* _Problem to solve_:
Using the data below, copy every line that contains the word "with".

* _Given data_:
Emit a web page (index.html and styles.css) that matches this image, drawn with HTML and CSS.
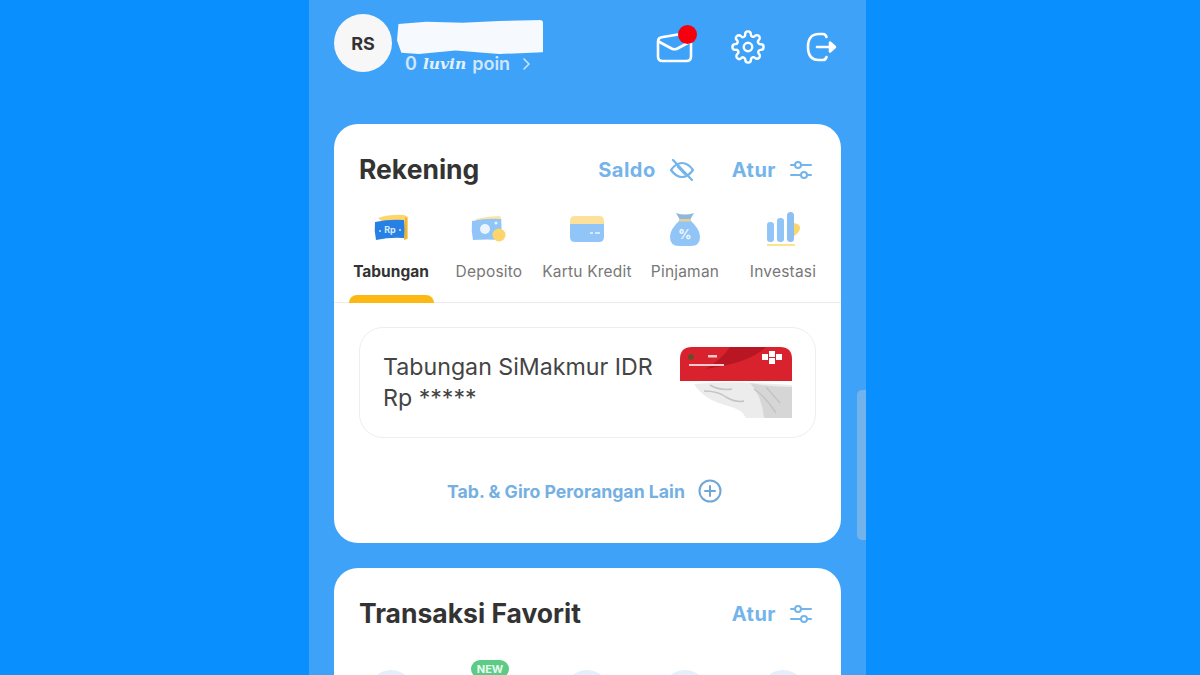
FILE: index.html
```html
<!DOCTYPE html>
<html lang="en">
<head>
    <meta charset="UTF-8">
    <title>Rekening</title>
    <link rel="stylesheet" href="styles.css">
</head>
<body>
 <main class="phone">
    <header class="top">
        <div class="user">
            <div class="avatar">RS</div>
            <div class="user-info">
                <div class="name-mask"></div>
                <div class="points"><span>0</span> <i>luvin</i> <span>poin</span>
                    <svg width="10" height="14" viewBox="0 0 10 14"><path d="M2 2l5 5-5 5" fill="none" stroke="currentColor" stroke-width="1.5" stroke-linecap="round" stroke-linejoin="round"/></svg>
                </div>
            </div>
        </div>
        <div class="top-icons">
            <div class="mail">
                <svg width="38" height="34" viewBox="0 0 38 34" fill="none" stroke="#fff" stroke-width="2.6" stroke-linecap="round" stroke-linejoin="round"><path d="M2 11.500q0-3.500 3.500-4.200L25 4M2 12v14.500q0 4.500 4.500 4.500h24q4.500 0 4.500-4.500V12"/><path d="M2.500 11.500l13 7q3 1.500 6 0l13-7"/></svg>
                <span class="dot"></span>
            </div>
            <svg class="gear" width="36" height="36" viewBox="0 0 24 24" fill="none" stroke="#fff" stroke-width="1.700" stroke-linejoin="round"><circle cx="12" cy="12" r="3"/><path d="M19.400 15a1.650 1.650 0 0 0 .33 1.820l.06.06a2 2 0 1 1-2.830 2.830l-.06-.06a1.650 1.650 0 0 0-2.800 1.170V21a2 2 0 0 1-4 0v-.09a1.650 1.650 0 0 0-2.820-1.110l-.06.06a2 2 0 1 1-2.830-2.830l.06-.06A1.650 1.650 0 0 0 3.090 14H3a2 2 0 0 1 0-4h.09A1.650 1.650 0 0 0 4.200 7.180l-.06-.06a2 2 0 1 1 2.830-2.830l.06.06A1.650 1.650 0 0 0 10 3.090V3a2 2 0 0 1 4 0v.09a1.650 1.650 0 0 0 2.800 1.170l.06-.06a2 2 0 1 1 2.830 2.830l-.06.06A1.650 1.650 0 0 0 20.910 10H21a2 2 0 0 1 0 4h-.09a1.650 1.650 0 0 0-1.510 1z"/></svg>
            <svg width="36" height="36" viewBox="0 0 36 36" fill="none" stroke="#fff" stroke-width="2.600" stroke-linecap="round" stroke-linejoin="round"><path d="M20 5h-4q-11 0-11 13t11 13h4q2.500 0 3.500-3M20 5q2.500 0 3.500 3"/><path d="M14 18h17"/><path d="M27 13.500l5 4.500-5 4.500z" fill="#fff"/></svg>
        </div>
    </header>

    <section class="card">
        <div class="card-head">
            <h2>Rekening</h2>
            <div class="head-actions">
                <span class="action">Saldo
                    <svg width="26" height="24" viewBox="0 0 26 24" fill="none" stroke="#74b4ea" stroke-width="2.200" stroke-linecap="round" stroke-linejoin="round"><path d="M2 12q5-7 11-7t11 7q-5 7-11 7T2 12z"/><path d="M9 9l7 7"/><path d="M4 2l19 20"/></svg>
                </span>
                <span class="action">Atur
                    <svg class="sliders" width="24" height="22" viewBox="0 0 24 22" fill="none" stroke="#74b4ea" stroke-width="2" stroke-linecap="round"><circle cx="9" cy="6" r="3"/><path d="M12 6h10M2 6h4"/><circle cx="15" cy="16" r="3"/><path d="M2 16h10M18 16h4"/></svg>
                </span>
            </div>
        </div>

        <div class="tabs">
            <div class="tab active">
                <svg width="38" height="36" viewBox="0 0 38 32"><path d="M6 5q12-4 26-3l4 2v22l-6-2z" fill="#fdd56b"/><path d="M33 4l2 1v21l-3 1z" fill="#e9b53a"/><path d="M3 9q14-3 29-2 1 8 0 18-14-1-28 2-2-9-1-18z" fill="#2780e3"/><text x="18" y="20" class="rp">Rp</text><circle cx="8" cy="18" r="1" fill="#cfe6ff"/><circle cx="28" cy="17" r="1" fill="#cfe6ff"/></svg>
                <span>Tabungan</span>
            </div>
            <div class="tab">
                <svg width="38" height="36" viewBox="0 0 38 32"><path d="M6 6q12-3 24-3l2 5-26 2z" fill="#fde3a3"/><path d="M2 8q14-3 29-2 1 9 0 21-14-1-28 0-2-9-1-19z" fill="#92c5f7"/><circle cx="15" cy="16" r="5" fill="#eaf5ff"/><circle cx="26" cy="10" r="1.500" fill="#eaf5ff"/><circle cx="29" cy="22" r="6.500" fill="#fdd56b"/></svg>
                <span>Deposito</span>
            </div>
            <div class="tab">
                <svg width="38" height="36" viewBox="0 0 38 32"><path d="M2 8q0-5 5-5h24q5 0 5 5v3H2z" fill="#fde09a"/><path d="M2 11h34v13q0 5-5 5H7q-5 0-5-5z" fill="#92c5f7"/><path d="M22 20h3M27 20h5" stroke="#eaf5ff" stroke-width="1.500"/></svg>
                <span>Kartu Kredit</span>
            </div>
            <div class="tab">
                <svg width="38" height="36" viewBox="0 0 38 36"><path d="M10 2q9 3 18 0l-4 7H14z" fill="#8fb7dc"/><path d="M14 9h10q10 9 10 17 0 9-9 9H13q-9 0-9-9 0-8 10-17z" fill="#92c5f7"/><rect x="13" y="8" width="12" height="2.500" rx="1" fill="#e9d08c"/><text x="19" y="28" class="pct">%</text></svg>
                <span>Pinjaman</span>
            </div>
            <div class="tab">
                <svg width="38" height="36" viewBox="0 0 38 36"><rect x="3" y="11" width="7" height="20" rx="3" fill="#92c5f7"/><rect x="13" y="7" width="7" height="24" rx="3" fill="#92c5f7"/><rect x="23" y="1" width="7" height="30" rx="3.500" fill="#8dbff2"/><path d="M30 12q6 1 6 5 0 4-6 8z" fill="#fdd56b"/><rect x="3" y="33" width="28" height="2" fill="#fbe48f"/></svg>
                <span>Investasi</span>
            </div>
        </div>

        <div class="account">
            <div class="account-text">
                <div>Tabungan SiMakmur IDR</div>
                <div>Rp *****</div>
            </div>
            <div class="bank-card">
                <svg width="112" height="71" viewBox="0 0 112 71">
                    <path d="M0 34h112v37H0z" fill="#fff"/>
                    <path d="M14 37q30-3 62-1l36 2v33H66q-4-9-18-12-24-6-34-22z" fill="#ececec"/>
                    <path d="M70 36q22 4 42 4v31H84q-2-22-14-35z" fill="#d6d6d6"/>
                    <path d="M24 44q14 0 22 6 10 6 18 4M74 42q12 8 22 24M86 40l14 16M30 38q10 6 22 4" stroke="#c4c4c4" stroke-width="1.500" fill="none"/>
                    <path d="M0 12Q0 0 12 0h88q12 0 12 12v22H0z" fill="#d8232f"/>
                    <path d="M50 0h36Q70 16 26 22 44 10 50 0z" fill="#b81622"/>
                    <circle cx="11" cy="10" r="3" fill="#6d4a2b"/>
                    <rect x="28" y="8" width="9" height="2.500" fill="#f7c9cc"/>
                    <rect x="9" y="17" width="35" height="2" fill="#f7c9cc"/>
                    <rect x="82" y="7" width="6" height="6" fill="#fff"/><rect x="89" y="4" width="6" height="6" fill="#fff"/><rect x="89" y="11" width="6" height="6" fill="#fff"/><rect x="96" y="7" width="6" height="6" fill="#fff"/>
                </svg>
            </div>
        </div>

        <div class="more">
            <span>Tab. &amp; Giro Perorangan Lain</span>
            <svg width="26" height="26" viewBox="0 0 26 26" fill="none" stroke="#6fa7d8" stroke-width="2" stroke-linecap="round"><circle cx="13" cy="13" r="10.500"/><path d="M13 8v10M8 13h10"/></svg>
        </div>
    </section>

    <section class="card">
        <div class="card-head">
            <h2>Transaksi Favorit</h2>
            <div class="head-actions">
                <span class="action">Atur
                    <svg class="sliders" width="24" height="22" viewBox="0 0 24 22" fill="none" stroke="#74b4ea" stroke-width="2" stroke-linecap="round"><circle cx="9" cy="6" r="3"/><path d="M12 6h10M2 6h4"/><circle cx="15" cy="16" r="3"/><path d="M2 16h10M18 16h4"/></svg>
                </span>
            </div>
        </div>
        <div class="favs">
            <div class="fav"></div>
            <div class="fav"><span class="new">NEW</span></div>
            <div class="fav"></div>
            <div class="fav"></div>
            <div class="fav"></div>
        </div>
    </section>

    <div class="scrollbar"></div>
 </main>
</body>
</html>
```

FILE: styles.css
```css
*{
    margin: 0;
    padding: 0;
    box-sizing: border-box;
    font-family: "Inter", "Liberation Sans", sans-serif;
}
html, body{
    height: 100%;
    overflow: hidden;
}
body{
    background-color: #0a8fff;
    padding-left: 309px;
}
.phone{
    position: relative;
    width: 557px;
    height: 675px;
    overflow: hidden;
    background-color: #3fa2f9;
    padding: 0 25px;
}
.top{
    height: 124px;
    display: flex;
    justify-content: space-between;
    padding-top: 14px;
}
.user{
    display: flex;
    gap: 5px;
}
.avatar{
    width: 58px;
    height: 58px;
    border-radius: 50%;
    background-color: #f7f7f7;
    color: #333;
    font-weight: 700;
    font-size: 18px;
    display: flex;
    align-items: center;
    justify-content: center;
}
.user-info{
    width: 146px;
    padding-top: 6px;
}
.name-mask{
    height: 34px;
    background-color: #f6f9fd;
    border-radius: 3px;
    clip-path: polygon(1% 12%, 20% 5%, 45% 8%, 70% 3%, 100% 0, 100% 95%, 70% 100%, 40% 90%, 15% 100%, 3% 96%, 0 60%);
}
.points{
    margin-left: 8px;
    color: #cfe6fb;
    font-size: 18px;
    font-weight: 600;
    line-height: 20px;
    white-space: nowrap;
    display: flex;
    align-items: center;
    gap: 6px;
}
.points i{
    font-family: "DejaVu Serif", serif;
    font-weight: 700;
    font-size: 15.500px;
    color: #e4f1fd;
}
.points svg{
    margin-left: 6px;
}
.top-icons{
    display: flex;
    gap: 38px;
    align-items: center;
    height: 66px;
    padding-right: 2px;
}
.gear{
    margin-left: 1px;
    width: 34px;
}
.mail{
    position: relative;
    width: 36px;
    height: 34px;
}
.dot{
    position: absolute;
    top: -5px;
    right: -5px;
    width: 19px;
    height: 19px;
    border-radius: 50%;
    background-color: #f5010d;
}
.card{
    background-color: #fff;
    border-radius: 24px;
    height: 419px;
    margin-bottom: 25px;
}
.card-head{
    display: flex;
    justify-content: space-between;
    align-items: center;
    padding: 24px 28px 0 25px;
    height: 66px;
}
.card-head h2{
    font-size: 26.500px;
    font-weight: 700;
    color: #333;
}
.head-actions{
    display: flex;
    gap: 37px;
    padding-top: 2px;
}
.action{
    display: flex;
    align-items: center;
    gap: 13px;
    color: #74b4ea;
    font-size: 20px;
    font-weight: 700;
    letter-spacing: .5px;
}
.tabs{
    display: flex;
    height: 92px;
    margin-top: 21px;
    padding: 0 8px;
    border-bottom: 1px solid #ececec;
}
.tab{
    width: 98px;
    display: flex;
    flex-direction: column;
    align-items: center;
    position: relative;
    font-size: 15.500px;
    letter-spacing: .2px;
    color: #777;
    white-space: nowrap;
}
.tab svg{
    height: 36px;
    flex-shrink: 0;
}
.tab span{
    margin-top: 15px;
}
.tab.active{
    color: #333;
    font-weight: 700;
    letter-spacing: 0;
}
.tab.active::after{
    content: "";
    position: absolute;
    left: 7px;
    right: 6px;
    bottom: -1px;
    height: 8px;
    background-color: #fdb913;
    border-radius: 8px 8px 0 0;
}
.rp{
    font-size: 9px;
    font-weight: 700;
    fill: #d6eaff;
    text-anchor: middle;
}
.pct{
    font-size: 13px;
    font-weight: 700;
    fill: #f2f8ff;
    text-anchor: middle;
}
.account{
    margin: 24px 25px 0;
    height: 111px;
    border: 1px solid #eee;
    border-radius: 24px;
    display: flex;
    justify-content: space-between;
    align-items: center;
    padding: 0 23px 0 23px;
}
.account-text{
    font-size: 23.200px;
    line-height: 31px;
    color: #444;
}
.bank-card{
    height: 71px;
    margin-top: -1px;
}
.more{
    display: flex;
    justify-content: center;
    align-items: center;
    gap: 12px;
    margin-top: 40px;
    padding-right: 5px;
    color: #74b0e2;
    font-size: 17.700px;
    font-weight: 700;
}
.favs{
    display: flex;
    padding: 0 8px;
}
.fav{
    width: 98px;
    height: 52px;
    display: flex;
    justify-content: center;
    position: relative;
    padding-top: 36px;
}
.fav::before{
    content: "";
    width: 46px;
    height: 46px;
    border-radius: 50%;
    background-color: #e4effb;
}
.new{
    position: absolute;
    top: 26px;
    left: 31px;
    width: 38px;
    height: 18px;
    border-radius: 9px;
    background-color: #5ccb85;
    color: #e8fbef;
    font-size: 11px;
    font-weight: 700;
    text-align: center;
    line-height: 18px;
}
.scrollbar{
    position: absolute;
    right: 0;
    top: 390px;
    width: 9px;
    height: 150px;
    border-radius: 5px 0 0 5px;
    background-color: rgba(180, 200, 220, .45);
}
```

---

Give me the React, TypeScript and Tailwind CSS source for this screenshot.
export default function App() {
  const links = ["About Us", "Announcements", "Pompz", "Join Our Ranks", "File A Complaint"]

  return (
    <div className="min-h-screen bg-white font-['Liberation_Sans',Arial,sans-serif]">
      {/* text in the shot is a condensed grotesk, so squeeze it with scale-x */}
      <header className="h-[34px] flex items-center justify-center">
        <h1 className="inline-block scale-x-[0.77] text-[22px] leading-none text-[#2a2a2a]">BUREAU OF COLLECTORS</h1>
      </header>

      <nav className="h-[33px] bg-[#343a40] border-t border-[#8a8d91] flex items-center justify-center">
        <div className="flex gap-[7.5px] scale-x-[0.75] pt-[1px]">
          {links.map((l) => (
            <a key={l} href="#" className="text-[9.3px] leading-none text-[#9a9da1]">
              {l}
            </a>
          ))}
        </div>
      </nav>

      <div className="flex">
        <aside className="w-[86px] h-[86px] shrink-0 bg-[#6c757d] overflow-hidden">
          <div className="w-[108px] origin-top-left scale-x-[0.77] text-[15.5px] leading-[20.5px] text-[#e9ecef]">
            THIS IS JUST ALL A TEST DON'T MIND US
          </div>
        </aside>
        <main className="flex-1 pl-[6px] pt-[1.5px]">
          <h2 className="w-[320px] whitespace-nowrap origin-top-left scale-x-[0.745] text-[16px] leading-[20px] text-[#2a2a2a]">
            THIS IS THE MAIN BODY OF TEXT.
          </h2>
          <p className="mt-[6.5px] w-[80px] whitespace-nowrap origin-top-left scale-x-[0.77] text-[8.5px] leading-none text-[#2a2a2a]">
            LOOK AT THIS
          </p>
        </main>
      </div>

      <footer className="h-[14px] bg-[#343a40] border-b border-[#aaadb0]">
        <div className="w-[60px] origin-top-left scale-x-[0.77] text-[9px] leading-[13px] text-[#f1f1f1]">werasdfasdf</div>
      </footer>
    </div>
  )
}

* _Result of this exercise_:
Emit a web page (index.html and styles.css) that matches this image, drawn with HTML and CSS.
      {/* text in the shot is a condensed grotesk, so squeeze it with scale-x */}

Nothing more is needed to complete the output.